An asteroid as big as a football field that has been singled out by scientists an ideal target for a mining exploration mission, will break into Earth’s orbit on December 11.
While the US National Aeronautics and Space Administration (NASA) as “potentially hazardous” due to its size and how close it will get to our planet’s surface, those features make of asteroid 4660 Nereus an attractive candidate for potential exploration.
As an Apollo-class asteroid, Nereus’ orbit frequently puts it close to Earth. Its orbital resonance is approximately 2:1, meaning that it orbits almost twice for every orbit of the Earth.
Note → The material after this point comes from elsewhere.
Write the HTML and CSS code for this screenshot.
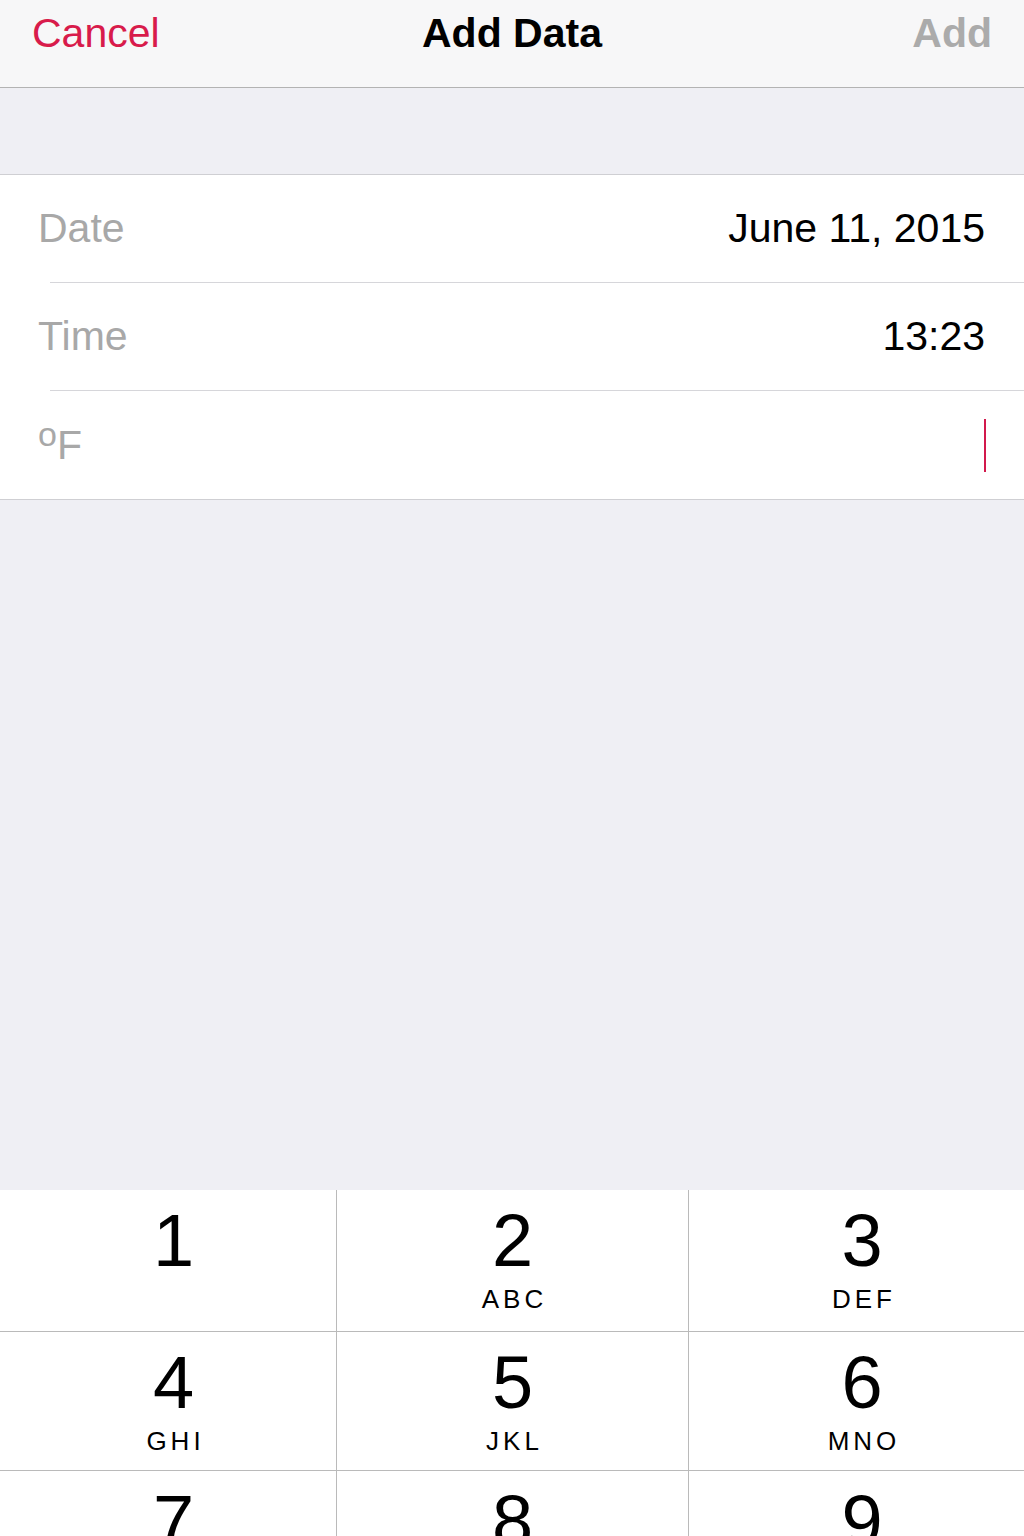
FILE: index.html
```
<!DOCTYPE html>
<html lang="en">
<head>
    <meta charset="UTF-8">
    <title>Add Data</title>
    <link rel="stylesheet" href="styles.css">
</head>
<body>
    <header class="nav-bar">
        <span class="nav-bar__cancel">Cancel</span>
        <span class="nav-bar__title">Add Data</span>
        <span class="nav-bar__add">Add</span>
    </header>

    <div class="spacer-top"></div>

    <section class="entry-list">
        <div class="entry-row">
            <span class="entry-row__label">Date</span>
            <span class="entry-row__value">June 11, 2015</span>
        </div>
        <div class="entry-sep"></div>
        <div class="entry-row">
            <span class="entry-row__label">Time</span>
            <span class="entry-row__value">13:23</span>
        </div>
        <div class="entry-sep"></div>
        <div class="entry-row">
            <span class="entry-row__label"><span class="unit-deg">o</span>F</span>
            <span class="entry-row__cursor"></span>
        </div>
    </section>

    <section class="keypad">
        <div class="key key--side"><span class="key__digit">1</span></div>
        <div class="key"><span class="key__digit">2</span><span class="key__letters">ABC</span></div>
        <div class="key key--side"><span class="key__digit">3</span><span class="key__letters">DEF</span></div>
        <div class="key key--side"><span class="key__digit">4</span><span class="key__letters">GHI</span></div>
        <div class="key"><span class="key__digit">5</span><span class="key__letters">JKL</span></div>
        <div class="key key--side"><span class="key__digit">6</span><span class="key__letters">MNO</span></div>
        <div class="key key--side"><span class="key__digit">7</span><span class="key__letters">PQRS</span></div>
        <div class="key"><span class="key__digit">8</span><span class="key__letters">TUV</span></div>
        <div class="key key--side"><span class="key__digit">9</span><span class="key__letters">WXYZ</span></div>
    </section>
</body>
</html>
```

FILE: styles.css
```
html, body {
    margin: 0;
    padding: 0;
}

body {
    width: 1024px;
    height: 1536px;
    overflow: hidden;
    background-color: #efeff4;
    font-family: "Liberation Sans", Arial, sans-serif;
}

.nav-bar {
    display: grid;
    grid-template-columns: 1fr auto 1fr;
    align-items: start;
    height: 78px;
    padding: 9px 32px 0 32px;
    background-color: #f7f7f8;
    border-bottom: 1px solid #b3b3b3;
    font-size: 41px;
    line-height: 48px;
}

.nav-bar__cancel {
    justify-self: start;
    color: #d81b4b;
}

.nav-bar__title {
    font-weight: bold;
    color: #000;
}

.nav-bar__add {
    justify-self: end;
    font-weight: bold;
    color: #ababab;
}

.spacer-top {
    height: 86px;
    border-bottom: 1px solid #cfcfd3;
}

.entry-list {
    background-color: #fff;
    border-bottom: 1px solid #cfcfd3;
}

.entry-row {
    display: flex;
    justify-content: space-between;
    align-items: center;
    height: 107px;
    padding: 0 39px 0 38px;
    font-size: 41px;
    line-height: 107px;
}

.entry-row:last-child {
    height: 108px;
}

.entry-sep {
    height: 1px;
    margin-left: 50px;
    background-color: #d6d6da;
}

.entry-row__label {
    color: #a8a8a8;
}

.entry-row__value {
    color: #000;
}

.unit-deg {
    font-size: 34px;
    vertical-align: 13px;
    line-height: 0;
}

.entry-row__cursor {
    width: 2px;
    height: 53px;
    margin-right: -1px;
    background-color: #d2194c;
}

.keypad {
    display: grid;
    grid-template-columns: 336px 351px 1fr;
    grid-template-rows: 141px 138px 138px;
    gap: 1px;
    margin-top: 690px;
    background-color: #bababa;
}

.key {
    display: flex;
    flex-direction: column;
    align-items: center;
    background-color: #fff;
    color: #000;
}

.key--side {
    padding-left: 11px;
}

.key__digit {
    margin-top: 11px;
    font-size: 74px;
    line-height: 80px;
}

.key__letters {
    margin-top: 4px;
    padding-left: 4px;
    font-size: 26px;
    line-height: 28px;
    letter-spacing: 4px;
}
```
This makes a mission to explore the asteroid very feasible.
Nereus will come the closest to our planet it has been in the past 20 years, yet it set to pass 7.4 million km away, which is about 10 times the distance between the Moon and Earth.
No missions are currently known to be ready to explore Nereus, however it has been considered before. Both NASA’s Near-Earth Asteroid Rendezvous-Shoemaker (NEAR) robotic mission and the Japanese Hayabusa mission looked into Nereus as target, but both eventually chose other options.
According to NASA, if a mission were to be launched this year, it would take anywhere between 426-146 days, though the delta-v this time around would be around 10.37 km/s, slightly higher than launching a rocket into low-orbit.
Asteroid exploration is a major field in astronomy, with space agencies, governments and private companies already involved in studying them as source of water and minerals.
Luxembourg, one of the first countries to set its eyes on the possibility of mining celestial bodies, created in 2018 a Space Agency (LSA) to boost exploration and commercial utilization of resources from Near Earth Objects.
Unlike NASA, LSA does not carry out research or launches. Its purpose is to accelerate collaborations between economic project leaders of the space sector, investors and other partners.
Nearly 9,000 asteroids larger than 36 meters (150 feet) in diameter orbit near Earth. Geologists believe they are packed with iron ore, nickel and precious metals at much higher concentrations than those found on Earth, making up a market valued in the trillions of dollars.
Other space ventures in the works include plans to start mining the Moon as early as 2025, track space debris, build the first human settlement on Mars, and billionaire Elon Musk’s own plan for an unmanned mission to the red planet.